### Data excerpt
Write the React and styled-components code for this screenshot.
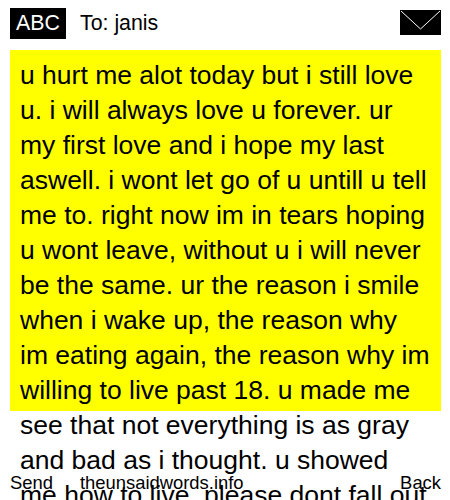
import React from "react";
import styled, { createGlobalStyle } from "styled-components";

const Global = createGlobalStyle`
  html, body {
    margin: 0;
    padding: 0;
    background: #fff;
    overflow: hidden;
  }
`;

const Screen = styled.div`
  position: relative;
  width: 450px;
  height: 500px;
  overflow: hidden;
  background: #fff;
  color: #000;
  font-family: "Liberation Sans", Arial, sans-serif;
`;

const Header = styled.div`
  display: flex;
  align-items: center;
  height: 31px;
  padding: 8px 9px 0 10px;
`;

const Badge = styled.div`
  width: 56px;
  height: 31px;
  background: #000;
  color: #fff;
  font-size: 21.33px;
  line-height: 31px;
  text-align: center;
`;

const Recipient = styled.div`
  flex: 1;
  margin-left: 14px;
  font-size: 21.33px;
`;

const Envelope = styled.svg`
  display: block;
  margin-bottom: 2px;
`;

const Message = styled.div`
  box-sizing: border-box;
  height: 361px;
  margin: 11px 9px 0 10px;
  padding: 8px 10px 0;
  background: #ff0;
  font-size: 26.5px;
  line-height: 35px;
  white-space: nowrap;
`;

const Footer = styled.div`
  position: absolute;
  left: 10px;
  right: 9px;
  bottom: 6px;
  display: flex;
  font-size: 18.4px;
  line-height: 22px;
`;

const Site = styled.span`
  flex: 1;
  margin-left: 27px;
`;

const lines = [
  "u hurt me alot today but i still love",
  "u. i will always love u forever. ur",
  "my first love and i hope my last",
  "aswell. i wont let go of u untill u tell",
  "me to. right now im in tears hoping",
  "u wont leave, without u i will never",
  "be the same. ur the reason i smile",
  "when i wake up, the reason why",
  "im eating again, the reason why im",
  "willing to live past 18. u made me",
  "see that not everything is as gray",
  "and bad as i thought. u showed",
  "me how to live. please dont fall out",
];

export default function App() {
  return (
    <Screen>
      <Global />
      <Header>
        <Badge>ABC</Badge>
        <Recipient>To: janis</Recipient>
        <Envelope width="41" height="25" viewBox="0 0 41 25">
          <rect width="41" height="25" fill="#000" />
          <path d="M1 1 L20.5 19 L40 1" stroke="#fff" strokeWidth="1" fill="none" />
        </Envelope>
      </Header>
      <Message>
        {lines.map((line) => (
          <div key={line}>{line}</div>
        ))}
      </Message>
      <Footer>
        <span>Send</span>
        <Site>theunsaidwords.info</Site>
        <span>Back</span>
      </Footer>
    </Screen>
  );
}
######
Your objective>
Retype the whole listing, keeping every line identical and omitting all pictures.

Solved problem>
Write the React and styled-components code for this screenshot.
import React from "react";
import styled, { createGlobalStyle } from "styled-components";

const Global = createGlobalStyle`
  html, body {
    margin: 0;
    padding: 0;
    background: #fff;
    overflow: hidden;
  }
`;

const Screen = styled.div`
  position: relative;
  width: 450px;
  height: 500px;
  overflow: hidden;
  background: #fff;
  color: #000;
  font-family: "Liberation Sans", Arial, sans-serif;
`;

const Header = styled.div`
  display: flex;
  align-items: center;
  height: 31px;
  padding: 8px 9px 0 10px;
`;

const Badge = styled.div`
  width: 56px;
  height: 31px;
  background: #000;
  color: #fff;
  font-size: 21.33px;
  line-height: 31px;
  text-align: center;
`;

const Recipient = styled.div`
  flex: 1;
  margin-left: 14px;
  font-size: 21.33px;
`;

const Envelope = styled.svg`
  display: block;
  margin-bottom: 2px;
`;

const Message = styled.div`
  box-sizing: border-box;
  height: 361px;
  margin: 11px 9px 0 10px;
  padding: 8px 10px 0;
  background: #ff0;
  font-size: 26.5px;
  line-height: 35px;
  white-space: nowrap;
`;

const Footer = styled.div`
  position: absolute;
  left: 10px;
  right: 9px;
  bottom: 6px;
  display: flex;
  font-size: 18.4px;
  line-height: 22px;
`;

const Site = styled.span`
  flex: 1;
  margin-left: 27px;
`;

const lines = [
  "u hurt me alot today but i still love",
  "u. i will always love u forever. ur",
  "my first love and i hope my last",
  "aswell. i wont let go of u untill u tell",
  "me to. right now im in tears hoping",
  "u wont leave, without u i will never",
  "be the same. ur the reason i smile",
  "when i wake up, the reason why",
  "im eating again, the reason why im",
  "willing to live past 18. u made me",
  "see that not everything is as gray",
  "and bad as i thought. u showed",
  "me how to live. please dont fall out",
];

export default function App() {
  return (
    <Screen>
      <Global />
      <Header>
        <Badge>ABC</Badge>
        <Recipient>To: janis</Recipient>
        <Envelope width="41" height="25" viewBox="0 0 41 25">
          <rect width="41" height="25" fill="#000" />
          <path d="M1 1 L20.5 19 L40 1" stroke="#fff" strokeWidth="1" fill="none" />
        </Envelope>
      </Header>
      <Message>
        {lines.map((line) => (
          <div key={line}>{line}</div>
        ))}
      </Message>
      <Footer>
        <span>Send</span>
        <Site>theunsaidwords.info</Site>
        <span>Back</span>
      </Footer>
    </Screen>
  );
}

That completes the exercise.